Search the material for the word "this" and report each line where it turns up.

[Given material]
_ _ _ _

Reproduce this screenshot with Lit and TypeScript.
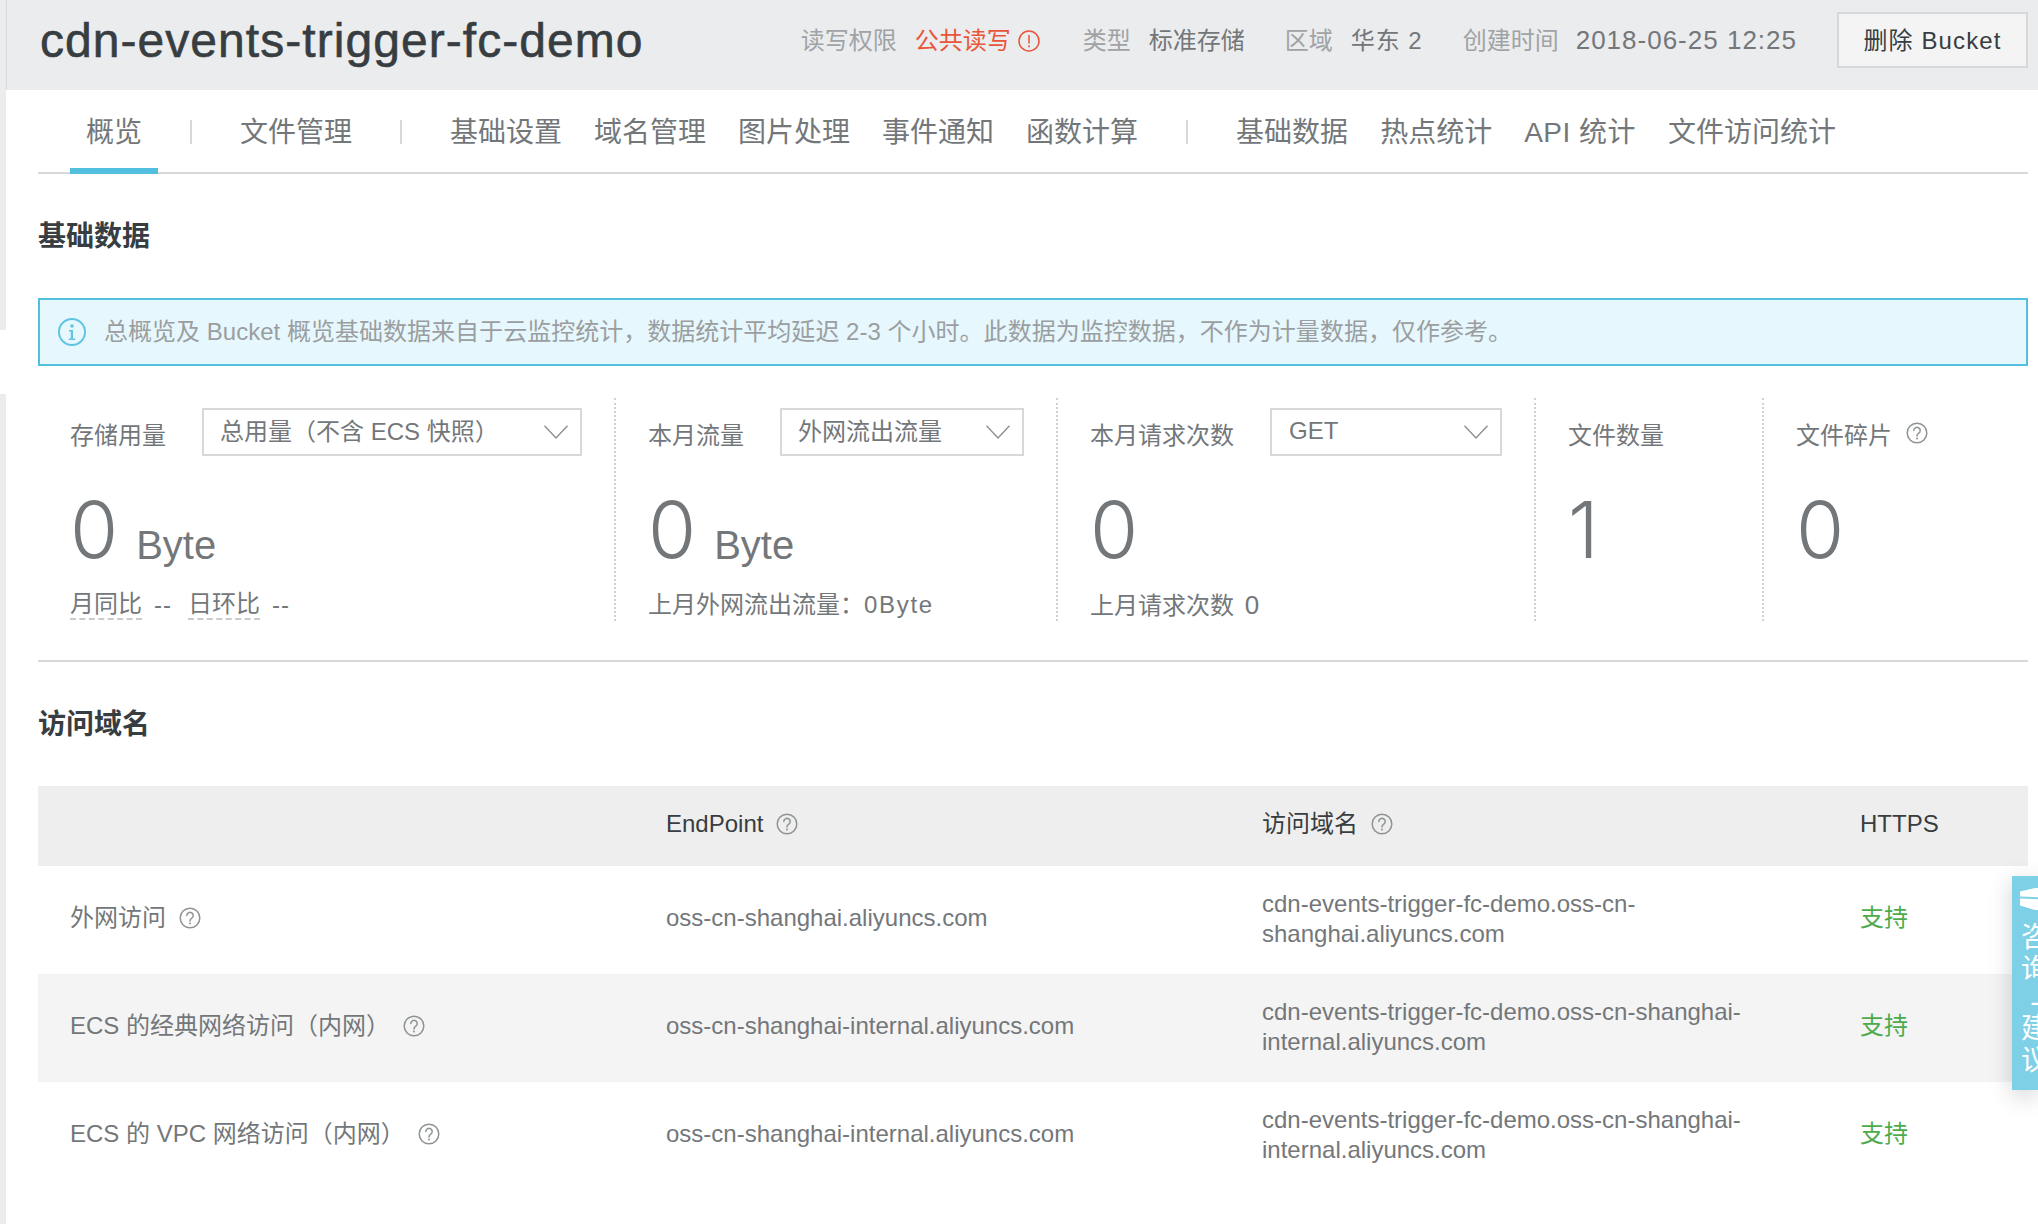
import { LitElement, html, css, svg } from "lit";
import { customElement } from "lit/decorators.js";

const helpIcon = html`<svg class="help" viewBox="0 0 22 22" width="22" height="22" fill="none" stroke="#8f9395" stroke-width="1.5">
  <circle cx="11" cy="11" r="9.8"></circle>
  ${svg`<path d="M7.8 8.6a3.2 3.2 0 1 1 5 2.6c-1.2.8-1.8 1.5-1.8 2.9" stroke-linecap="round"></path>
  <circle cx="11" cy="16.6" r="1" fill="#8f9395" stroke="none"></circle>`}
</svg>`;

const chevron = html`<svg class="chev" viewBox="0 0 24 14" width="24" height="14" fill="none" stroke="#8d9193" stroke-width="1.4">
  <polyline points="0.5,0.8 12,13 23.5,0.8"></polyline>
</svg>`;

const tabGroups = [
  ["概览"],
  ["文件管理"],
  ["基础设置", "域名管理", "图片处理", "事件通知", "函数计算"],
  ["基础数据", "热点统计", "API 统计", "文件访问统计"],
];

const rows = [
  {
    name: "外网访问",
    endpoint: "oss-cn-shanghai.aliyuncs.com",
    domain: "cdn-events-trigger-fc-demo.oss-cn-shanghai.aliyuncs.com",
  },
  {
    name: "ECS 的经典网络访问（内网）",
    endpoint: "oss-cn-shanghai-internal.aliyuncs.com",
    domain: "cdn-events-trigger-fc-demo.oss-cn-shanghai-internal.aliyuncs.com",
  },
  {
    name: "ECS 的 VPC 网络访问（内网）",
    endpoint: "oss-cn-shanghai-internal.aliyuncs.com",
    domain: "cdn-events-trigger-fc-demo.oss-cn-shanghai-internal.aliyuncs.com",
  },
];

@customElement("app-root")
export class AppRoot extends LitElement {
  static styles = css`
    :host {
      display: block;
      position: relative;
      height: 1224px;
      overflow: hidden;
      background: #fff;
      font-family: "Liberation Sans", "Noto Sans CJK SC", sans-serif;
      font-size: 24px;
      color: #73777a;
    }
    .page {
      display: grid;
      grid-template-columns: 6px 1fr;
      height: 1224px;
    }
    .rail {
      display: flex;
      flex-direction: column;
      gap: 64px;
    }
    .rail div {
      background: #ebeced;
    }
    .rail .top {
      height: 330px;
    }
    .rail .bottom {
      flex: 1;
    }
    .main {
      min-width: 0;
    }

    .head {
      height: 90px;
      box-sizing: border-box;
      background: #ebeced;
      border-left: 1px solid #d7d8d9;
      padding: 0 10px 0 32px;
      display: flex;
      align-items: center;
    }
    .title {
      font-size: 48px;
      letter-spacing: 1.05px;
      color: #373d41;
      -webkit-text-stroke: 0.6px #373d41;
      flex: 1;
      margin-left: 1px;
      margin-top: -10px;
    }
    .meta {
      display: flex;
      align-items: center;
      margin-top: -8px;
      white-space: nowrap;
      line-height: 30px;
    }
    .meta .k {
      color: #9fa3a6;
      margin-right: 18px;
    }
    .meta .k.tight {
      margin-right: 17px;
    }
    .meta .v {
      color: #73777a;
      margin-right: 40px;
    }
    .meta .red {
      color: #e8553a;
      margin-right: 7px;
    }
    .meta .alert-ic {
      margin-right: 43px;
    }
    .meta .num {
      letter-spacing: 1px;
      margin-right: 40px;
    }
    .meta .date {
      font-size: 26px;
      letter-spacing: 1px;
      margin-right: 40px;
      margin-top: -2px;
    }
    .del {
      width: 191px;
      height: 56px;
      box-sizing: border-box;
      border: 2px solid #d7d8d9;
      background: #f4f4f4;
      color: #373d41;
      display: flex;
      align-items: center;
      justify-content: center;
      letter-spacing: 1.1px;
      margin-top: -10px;
      padding-bottom: 4px;
    }

    .content {
      padding: 0 10px 0 32px;
    }
    .tabs {
      height: 84px;
      box-sizing: border-box;
      border-bottom: 2px solid #d7d8d9;
      padding-left: 32px;
      display: flex;
      font-size: 28px;
    }
    .tab {
      height: 84px;
      box-sizing: border-box;
      padding: 0 16px 2px;
      line-height: 85px;
    }
    .tab.on {
      border-bottom: 6px solid #52bfde;
      padding-bottom: 0;
    }
    .tab.api {
      letter-spacing: 0.5px;
    }
    .sep {
      width: 2px;
      height: 24px;
      background: #d7d8d9;
      margin: 30px 32px 0;
    }

    h2 {
      margin: 0;
      font-size: 28px;
      line-height: 40px;
      font-weight: 700;
      color: #373d41;
    }
    .h-basic {
      margin-top: 43px;
    }
    .notice {
      margin-top: 41px;
      height: 68px;
      box-sizing: border-box;
      border: 2px solid #52bfde;
      background: #e6f7fd;
      color: #9b9ea0;
      display: flex;
      align-items: center;
      gap: 18px;
      padding-left: 18px;
    }
    .notice span {
      margin-top: -5px;
      letter-spacing: 0.02px;
    }

    .stats {
      margin-top: 32px;
      height: 222px;
      display: grid;
      grid-template-columns: 576px 442px 478px 228px 266px;
    }
    .stat {
      box-sizing: border-box;
      padding: 10px 0 0 32px;
      border-left: 2px dotted #d0d2d3;
      white-space: nowrap;
    }
    .stat:first-child {
      border-left: 0;
    }
    .stat-top {
      display: flex;
      align-items: center;
      gap: 36px;
      height: 48px;
    }
    .label {
      display: flex;
      align-items: center;
      gap: 14px;
      padding-top: 2px;
    }
    .select {
      height: 48px;
      box-sizing: border-box;
      border: 2px solid #d7d8d9;
      padding: 0 18px 6px 16px;
      display: flex;
      align-items: center;
      justify-content: space-between;
    }
    .select .chev {
      margin-right: -6px;
      margin-top: 6px;
    }
    .select .get {
      margin: 3px 0 0 1px;
    }
    .s1 {
      width: 380px;
    }
    .s2 {
      width: 244px;
    }
    .s3 {
      width: 232px;
    }
    .value {
      margin-top: 34px;
      height: 80px;
      display: flex;
      align-items: baseline;
      gap: 18px;
      font-family: Inter, "Liberation Sans", sans-serif;
      font-size: 78px;
      font-weight: 300;
      line-height: 80px;
      color: #73777a;
    }
    .value .unit {
      font-family: "Liberation Sans", sans-serif;
      font-size: 40px;
      font-weight: 400;
      position: relative;
      top: 1px;
    }
    .sub {
      margin-top: 20px;
      line-height: 30px;
      display: flex;
      gap: 12px;
    }
    .dash {
      border-bottom: 2px dashed #c9cbcc;
      line-height: 28px;
      height: 28px;
    }
    .dd {
      letter-spacing: 1px;
    }
    .sub .gap {
      margin-right: 4px;
    }
    .wide {
      letter-spacing: 1.7px;
    }
    .n {
      font-size: 26px;
      margin-left: 4px;
    }

    .rule {
      height: 2px;
      background: #d7d8d9;
      margin-top: 40px;
    }
    .h-domain {
      margin-top: 43px;
    }
    .table {
      margin-top: 41px;
    }
    .tr {
      display: grid;
      grid-template-columns: 596px 596px 598px 200px;
      height: 108px;
      align-items: center;
    }
    .tr.th {
      height: 80px;
      background: #eeeeee;
      color: #373d41;
    }
    .tr.alt {
      background: #f4f4f4;
    }
    .td {
      padding: 0 32px 4px;
      line-height: 30px;
      display: flex;
      align-items: center;
      gap: 13px;
    }
    .tr:not(.th) .ep,
    .ok {
      padding-bottom: 5px;
    }
    .domain {
      display: block;
      padding: 0 56px 3px 32px;
    }
    .ok {
      color: #4dab4d;
    }

    .feedback {
      position: absolute;
      left: 2012px;
      top: 876px;
      width: 26px;
      height: 214px;
      background: #7dd0e6;
      box-shadow: 0 6px 24px rgba(0, 0, 0, 0.18);
    }
    .fb-in {
      width: 26px;
      height: 214px;
      overflow: hidden;
      padding-top: 12px;
      box-sizing: border-box;
      color: #fff;
      font-size: 28px;
      line-height: 32px;
    }
    .fb-in svg {
      display: block;
      margin: 0 0 12px 7px;
    }
    .fb-in span {
      display: block;
      width: 28px;
      margin-left: 9px;
      text-align: center;
    }
    .fb-in .fb-dash {
      margin: 2px 0 0 9px;
      height: 25px;
      line-height: 28px;
    }
  `;

  renderTabs() {
    const out: unknown[] = [];
    tabGroups.forEach((group, i) => {
      if (i > 0) out.push(html`<div class="sep"></div>`);
      group.forEach((t) => {
        const cls = t === "概览" ? "on" : t.startsWith("API") ? "api" : "";
        out.push(html`<div class="tab ${cls}">${t}</div>`);
      });
    });
    return out;
  }

  render() {
    return html`<div class="page">
        <div class="rail">
          <div class="top"></div>
          <div class="bottom"></div>
        </div>
        <div class="main">
          <div class="head">
            <div class="title">cdn-events-trigger-fc-demo</div>
            <div class="meta">
              <span class="k">读写权限</span>
              <span class="red">公共读写</span>
              <svg class="alert-ic" viewBox="0 0 22 22" width="22" height="22" fill="none" stroke="#e8553a" stroke-width="1.5">
                <circle cx="11" cy="11" r="10"></circle>
                <line x1="11" y1="5" x2="11" y2="13.5"></line>
                <line x1="11" y1="15.2" x2="11" y2="17.2"></line>
              </svg>
              <span class="k">类型</span>
              <span class="v">标准存储</span>
              <span class="k">区域</span>
              <span class="v num">华东 2</span>
              <span class="k tight">创建时间</span>
              <span class="v date">2018-06-25 12:25</span>
            </div>
            <div class="del">删除 Bucket</div>
          </div>
          <div class="content">
            <div class="tabs">${this.renderTabs()}</div>
            <h2 class="h-basic">基础数据</h2>
            <div class="notice">
              <svg viewBox="0 0 28 28" width="28" height="28" fill="none" stroke="#5fc5e2" stroke-width="2">
                <circle cx="14" cy="14" r="13"></circle>
                <circle cx="14" cy="8" r="1.8" fill="#5fc5e2" stroke="none"></circle>
                <path d="M11 12h4v8.4h2.2v1.6h-6.4v-1.6h2v-6.8h-1.8z" fill="#5fc5e2" stroke="none"></path>
              </svg>
              <span>总概览及 Bucket 概览基础数据来自于云监控统计，数据统计平均延迟 2-3 个小时。此数据为监控数据，不作为计量数据，仅作参考。</span>
            </div>

            <div class="stats">
              <div class="stat">
                <div class="stat-top">
                  <span class="label">存储用量</span>
                  <div class="select s1"><span>总用量（不含 ECS 快照）</span>${chevron}</div>
                </div>
                <div class="value">0<span class="unit">Byte</span></div>
                <div class="sub"><span class="dash">月同比</span><span class="gap dd">--</span><span class="dash">日环比</span><span class="dd">--</span></div>
              </div>
              <div class="stat">
                <div class="stat-top">
                  <span class="label">本月流量</span>
                  <div class="select s2"><span>外网流出流量</span>${chevron}</div>
                </div>
                <div class="value">0<span class="unit">Byte</span></div>
                <div class="sub"><span>上月外网流出流量：<span class="wide">0Byte</span></span></div>
              </div>
              <div class="stat">
                <div class="stat-top">
                  <span class="label">本月请求次数</span>
                  <div class="select s3"><span class="get">GET</span>${chevron}</div>
                </div>
                <div class="value">0</div>
                <div class="sub"><span>上月请求次数 <span class="n">0</span></span></div>
              </div>
              <div class="stat">
                <div class="stat-top"><span class="label">文件数量</span></div>
                <div class="value">1</div>
              </div>
              <div class="stat">
                <div class="stat-top"><span class="label">文件碎片 ${helpIcon}</span></div>
                <div class="value">0</div>
              </div>
            </div>

            <div class="rule"></div>
            <h2 class="h-domain">访问域名</h2>

            <div class="table">
              <div class="tr th">
                <div class="td"></div>
                <div class="td">EndPoint ${helpIcon}</div>
                <div class="td">访问域名 ${helpIcon}</div>
                <div class="td">HTTPS</div>
              </div>
              ${rows.map(
                (r, i) => html`<div class="tr ${i === 1 ? "alt" : ""}">
                  <div class="td">${r.name} ${helpIcon}</div>
                  <div class="td ep">${r.endpoint}</div>
                  <div class="td domain">${r.domain}</div>
                  <div class="td ok">支持</div>
                </div>`
              )}
            </div>
          </div>
        </div>
      </div>
      <div class="feedback">
        <div class="fb-in">
          <svg viewBox="0 0 40 22" width="40" height="22" fill="#fff">
            <path d="M1 3.5 16 0h24v10L1 8.5z"></path>
            <path d="M1 10.5 40 12v10H16L1 17.5z"></path>
          </svg>
          <span>咨</span>
          <span>询</span>
          <span class="fb-dash">-</span>
          <span>建</span>
          <span>议</span>
        </div>
      </div>`;
  }
}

_ _ _ _

[Full solution]
Reproduce this screenshot with Lit and TypeScript.
            <div class="tabs">${this.renderTabs()}</div>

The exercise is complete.